Said Carlos Marquez III of the American Civil Liberties Union: “It’s time for California to take a stand and end this inhumane practice.”
Law enforcement officials and public safety groups counter that police dogs have ended up essential for many police tasks, particularly apprehending suspects. Opponents to the bill note statistics show that while there have been a few cases of injuries or even deaths caused by biting police dogs, a great majority of cases showed the canines helped capture criminals without the use of force by officers who didn’t need to escalate the situation into using non-lethal weapons or firearms.
“No one is arguing that irresponsible, criminal and negligent use of a canine is unacceptable, which is why we have such strict standards and laws on how and when canines can be used,” asserted Chief Chris Catren, President of the California Police Chiefs Association. “But removing a non-lethal and highly effective law enforcement ally, which is used primarily to de-escalate and diffuse volatile scenarios, gravely hinders our police officers’ safety and ability to reduce the amount of force used in those circumstances. The fact is that canines reduce more force than they ever use and banning them goes too far.”
Ronald Davis, a former police officer and K-9 unit member, told the California Globe Jackson’s new legislation “is another one of California’s absolutely insane bills…First of all, there are numerous court cases that allow these dogs to be used, especially in cases when the suspect was seen to have a gun. We have higher courts saying that police dog use of force does not violate the Fourth Amendment. So even if this passes, this is going right to court and is going to be held up from being implemented while it’s heard.
“Second of all, for every case of a dog biting someone, there are so many more where a dog took down a dangerous suspect that could have injured officers or others,” Davis said. “Any K-9 officer will tell you that the dog that we’re partnered with has saved lives. I’ve seen dogs wrestle down suspects who had been holding handguns and knives. All those instances of dogs causing a bite injury to someone? Look at how many happened because the suspect had a gun or other weapon drawn, or if lives were at risk, or if they were threatening people with violence. It’s nearly all cases.”
“The way [Jackson] is putting it is that it is like the 1960’s South out there or something with all police dogs going after people. That is so wrong,’ he said. “Using dogs for arrest and apprehension is used in dangerous situations, not willy-nilly. K-9 units are called in specifically for those types of cases, as well as for things like drugs. As for using dogs during crowd control… they’re leashed and only used as a last resort. They aren’t being sent whenever. They are there in case lives are in danger and they save lives.”

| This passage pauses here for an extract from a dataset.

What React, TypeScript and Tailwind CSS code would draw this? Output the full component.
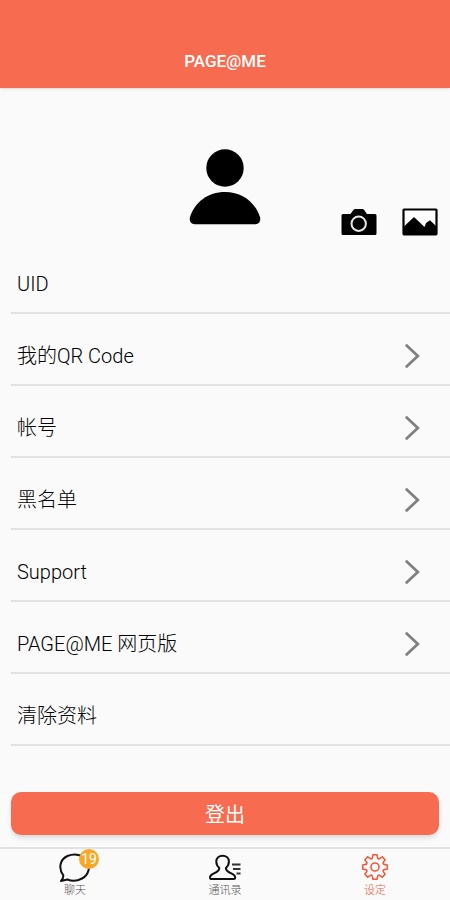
import type { ReactNode } from 'react'

type Row = { label: string; kind: 'text' | 'link' | 'action' }

const ROWS: Row[] = [
  { label: 'UID',           kind: 'text' },
  { label: '我的QR Code',   kind: 'link' },
  { label: '帐号',          kind: 'link' },
  { label: '黑名单',        kind: 'link' },
  { label: 'Support',       kind: 'link' },
  { label: 'PAGE@ME 网页版', kind: 'link' },
  { label: '清除资料',      kind: 'action' },
]

const ROW_CLS = 'flex h-[72px] w-full items-center justify-between border-b-2 border-[#e2e2e2] pl-1.5 pr-[30px] pt-3.5 text-left'

function AvatarIcon() {
  return (
    <svg width="72" height="76" viewBox="0 0 72 76" fill="#000" aria-hidden="true">
      <circle cx="36" cy="19" r="18.7" />
      <path d="M36 43C53 43 66 53 71 68C72 72 70 75.200 66.500 75.200H5.500C2 75.200 0 72 1 68C6 53 19 43 36 43Z" />
    </svg>
  )
}

function CameraIcon() {
  return (
    <svg width="36" height="28" viewBox="0 0 36 28" aria-hidden="true">
      <path d="M2 6H9.500L12.500 1.800Q13.200 1 14.200 1H21.300Q22.300 1 23 1.800L26 6H34Q35.500 6 35.500 7.500V25.500Q35.500 27 34 27H2Q.5 27 .5 25.500V7.500Q.5 6 2 6Z" fill="#000" />
      <circle cx="17.700" cy="15.700" r="7.200" fill="none" stroke="#e8e8e8" strokeWidth="2" />
    </svg>
  )
}

function PictureIcon() {
  return (
    <svg width="36" height="28" viewBox="0 0 36 28" aria-hidden="true">
      <rect x="1.500" y="1.500" width="33" height="24.800" rx=".5" fill="#fff" stroke="#000" strokeWidth="2.200" />
      <path d="M2 18.500L12 9L22.500 19L24 15L28 12.300L34.500 18.500V26H2Z" fill="#000" />
    </svg>
  )
}

function Chevron() {
  return (
    <svg width="16" height="26" viewBox="0 0 16 26" fill="none" stroke="#808080" strokeWidth="2.800" aria-hidden="true">
      <path d="M1.800 1.800L13.800 13L1.800 24.200" />
    </svg>
  )
}

function ChatIcon() {
  return (
    <svg width="32" height="30" viewBox="0 0 32 30" fill="none" stroke="#111" strokeWidth="2" strokeLinejoin="round" aria-hidden="true">
      <path d="M4.300 22.300C-1 15 1 6.500 8.500 3C15.500 .2 24 1.500 28 7.500C32 14 29.500 22 23 25.500C17.500 28.500 12 28 8.500 26.500L2 28Q4.500 25.500 4.300 22.300Z" />
    </svg>
  )
}

function ContactsIcon() {
  return (
    <svg width="32" height="30" viewBox="0 0 32 30" fill="none" stroke="#111" strokeWidth="2" strokeLinejoin="round" aria-hidden="true">
      <path d="M10.300 15C8 13 7.300 10.800 7.300 8.600C7.300 5 10 2.800 13.600 2.800C17.200 2.800 19.900 5 19.900 8.600C19.900 10.800 19.200 13 16.900 15C16.900 17.500 18 18.300 20.500 19.500C24 21 26.200 22 26.200 24.500C26.200 25.700 25.600 26 24.500 26H2.700C1.600 26 1 25.700 1 24.500C1 22 3.200 21 6.700 19.500C9.200 18.300 10.300 17.500 10.300 15Z" />
      <path d="M23 11.500H31.500M24 16H31.500M27.500 20.500H31.500" stroke="#333" />
    </svg>
  )
}

function GearIcon() {
  return (
    <svg width="30" height="30" viewBox="-15 -14 30 30" fill="none" stroke="currentColor" strokeWidth="1.600" strokeLinejoin="round" aria-hidden="true">
      <path d="M-2 -12.300H2L2.600 -9.200A1.300 1.300 0 0 0 4.660 -8.340L7.280 -10.110L10.110 -7.280L8.340 -4.660A1.300 1.300 0 0 0 9.200 -2.600L12.300 -2V2L9.200 2.600A1.300 1.300 0 0 0 8.340 4.660L10.110 7.280L7.280 10.110L4.660 8.340A1.300 1.300 0 0 0 2.600 9.200L2 12.300H-2L-2.600 9.200A1.300 1.300 0 0 0 -4.660 8.340L-7.280 10.110L-10.110 7.280L-8.340 4.660A1.300 1.300 0 0 0 -9.200 2.600L-12.300 2V-2L-9.200 -2.600A1.300 1.300 0 0 0 -8.340 -4.660L-10.110 -7.280L-7.280 -10.110L-4.660 -8.340A1.300 1.300 0 0 0 -2.600 -9.200Z" />
      <circle r="4" />
    </svg>
  )
}

function Tab({ label, icon, badge, active }: { label: string; icon: ReactNode; badge?: number; active?: boolean }) {
  return (
    <a
      href="#"
      aria-current={active ? 'page' : undefined}
      className={`flex flex-1 flex-col items-center pt-1 ${active ? 'text-[#f05a3c]' : 'text-[#555]'}`}
    >
      <span className="relative">
        {icon}
        {badge !== undefined && (
          <span className="absolute -right-2 -top-1 flex size-5 items-center justify-center rounded-full bg-[#f9a825] text-sm leading-5 text-white">
            {badge}
          </span>
        )}
      </span>
      <span className="text-[11px] font-light leading-4">{label}</span>
    </a>
  )
}

export default function App() {
  return (
    <div className="flex min-h-screen flex-col bg-[#fafafa] font-[Roboto,'Noto_Sans_CJK_SC',sans-serif] text-[#1c1c1c]">
      <header className="bg-[#f76b50] pb-[15px] pt-[49px] text-center shadow">
        <h1 className="text-[17px] font-medium leading-6 text-white">PAGE@ME</h1>
      </header>

      <main className="flex-1">
        <section className="relative flex justify-center pb-[17px] pt-[61px]">
          <AvatarIcon />
          <div className="absolute bottom-1.5 right-3 flex gap-[25px]">
            <button type="button" aria-label="拍照"><CameraIcon /></button>
            <button type="button" aria-label="相册"><PictureIcon /></button>
          </div>
        </section>

        <ul className="pl-[11px] text-[20px] font-light leading-7 text-black">
          {ROWS.map(row => (
            <li key={row.label}>
              {row.kind === 'text' ? (
                <div className={ROW_CLS}>{row.label}</div>
              ) : (
                <button type="button" className={ROW_CLS}>
                  {row.label}
                  {row.kind === 'link' && <Chevron />}
                </button>
              )}
            </li>
          ))}
        </ul>
      </main>

      <div className="px-[11px] pb-3">
        <button type="button" className="h-[43px] w-full rounded-[10px] bg-[#f76b50] pt-0.5 text-[20px] leading-7 text-white shadow-md">
          登出
        </button>
      </div>

      <nav className="flex border-t-2 border-[#e2e2e2] pb-px">
        <Tab label="聊天" icon={<ChatIcon />} badge={19} />
        <Tab label="通讯录" icon={<ContactsIcon />} />
        <Tab label="设定" icon={<GearIcon />} active />
      </nav>
    </div>
  )
}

Meanwhile, Ron Cloward, a retired lieutenant with the Modesto Police Department and president of the Western States Police Canine Association, argued the k-9 unit ban “just makes no sense.” He said police dogs are an invaluable non-lethal part of agencies across the country.
Cloward owns and operates a K-9 training and consulting business. Agencies statewide put handlers and their dogs through his multi-week courses, which he said have evolved during his time in police work to focus on de-escalation tactics.
“It’s a tool and it’s something that, if we take it away you’re just eliminating one more non-lethal weapon for law enforcement,” Cloward told KCRA-TV. the NBC affiliate out of Sacramento. “The other is focusing on more controlled police dogs and being under complete control at all times by the handler,” said Cloward, who admits dog bites can be vicious and disfiguring.
“But people don’t die from dog bites,” he said.
Then again, Cloward explained K-9s are the only method of force that can be recalled after deployment.
“Once you’ve deployed pepper spray, it’s been deployed. It’s gonna land. Once you use your gun, it’s gone. Once you use a taser, it’s on its way. You’re not stopping it,” he said. “The only thing you can stop is a K-9.”
Cloward contends K-9 units are vital tools that shouldn’t be tampered with by legislation.
“I’m not gonna say that a bad bite can’t happen because they do,” he said, but, “What’s the alternative? Someone lying in a morgue with a gunshot wound?”